I used to be a huge Oilers fan. I had the posters, had the calendars and had the eye strain from watching too many games on TV. I might even still have a shred of that Copper and Blue blood in my system. However, today I find myself hoping my childhood team loses. That continued last night, and I received great satisfaction after the defending Stanley Cup Champions beat the upstart Edmonton Oilers quite handily, 6-3.
Why has my fandom evaporated? Why was I so delighted as the seconds wound down last night at the TD Banknorth Garden and Boston celebrated a victory that got them back to 0.500 for the first time since the beginning of the season? For starters, are the Bruins coming off back-to-back last place finishes in the NHL? Did they have to fail perfectly in order to achieve their success? The Bruins represent an entirely different approach to franchise-building compared to the Edmonton Oilers, and one that I support completely. One that many would agree is better than the approach of the Edmonton Oilers.
See, the Boston Bruins built a phenomenal team and farm system with the belief that they didn’t have to rebuild from the ground up. After disappointing, but not last place, seasons in 2005-06 and 2006-07 where they missed the playoffs, the team began building for the future while still remaining competitive in the present. The Andrew Raycroft and Phil Kessel trades, smart free agent signings (Zdeno Chara, Mark Reechi) as well as shrewd drafting (Brad Marchand, Milan Lucic) executed by the Boston Bruins proves that rebuilding isn’t the only way to win in the NHL. The fact that Steve Tambellini didn’t receive that memo may have turned me away from the Oilers for good.
The Edmonton Oilers drafted their franchise winger, Taylor Hall, with the #1 overall pick at the 2010 NHL Draft in Los Angeles. The Bruins may not have a franchise winger, but if they did, it would probably be Milan Lucic. Lucic was chosen with the 50th overall pick out of the Vancouver Giants (WHL) in 2006. The Bruins previous franchise winger, Phil Kessel, was drafted fifth overall in that same 2006 draft out of the University of Minnesota.
The Oilers drafted their franchise center, Ryan Nugent-Hopkins, first overall at the 2011 NHL Draft. The Bruins also have a franchise center in Tyler Seguin, and two franchise defencemen in Zdeno Chara and Dougie Hamilton. Does anyone remember how they acquired these players? Bruins GM Pete Chiarelli, a master of the trade market, parlayed his franchise winger (coming off of his first 60 point season) into two first round draft picks courtesy of the Toronto Maple Leafs. Boston acquired Zdeno Chara through free agency, and now he is considered one of the best defencemen in the game. The Oilers don’t have a franchise defenceman on their roster or within their farm system — the defending Stanley Cup Champions have two.

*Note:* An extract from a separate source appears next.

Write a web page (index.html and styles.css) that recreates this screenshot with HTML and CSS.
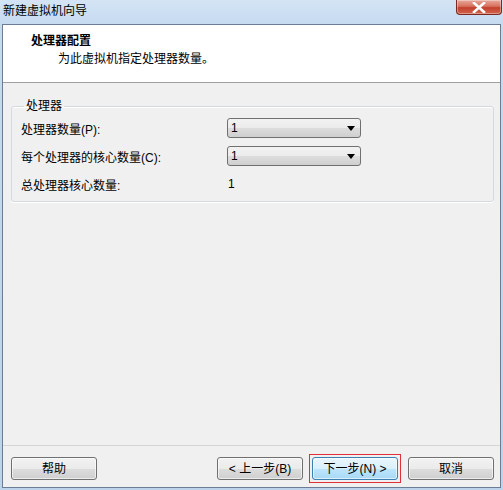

The Boston Bruins organization, on top of their franchise center and defencemen (along with Milan Lucic) also acquired a franchise goalie, back in 2006. Again Chiarelli, a master of the trade market, traded Andrew Raycroft to the Maple Leafs for young Finnish goalie (and starter for last night’s game) Tuuka Rask. Yet, on August 8, 2002 the Bruins dipped into the free agent market signing a man named Tim Thomas. Thomas was an unknown at the time, and took a while to get established in the NHL. Now though he is considered one of the best goalies in the NHL, as his two Vezina Trophies and Conn Smythe Trophy prove. The Oilers don’t have a franchise goalie in their system.
The Boston Bruins farm system is loaded full of players that will soon vie for full-time NHL jobs. Dougie Hamilton, Jamie Arniel, Jared Knight, Zach Hamill and Jordan Caron are all considered legitimate prospects. The Oilers, to their credit, do have a bevy of prospects in their system, however the Bruins are considered to be stronger in that respect.
Overall, the Boston Bruins represent the right way of doing business in the NHL (along with the Detroit Red Wings and other organizations), and the Edmonton Oilers represent the lazy way of conducting business. It is no fluke that the defending Stanley Cup Champions are stronger than the two-time defending last place team in almost every category: goaltending, defence, forwards, farm systems. It is also no fluke that last night’s game the first star (and a big part of the Bruins playoff run last spring) was Brad Marchand, drafted 71st overall in 2006. The Oilers best player was the player they had to fail for, Ryan Nugent-Hopkins. That was no accident, and justifies the waning pulse of my loyalty towards everything Copper and Blue.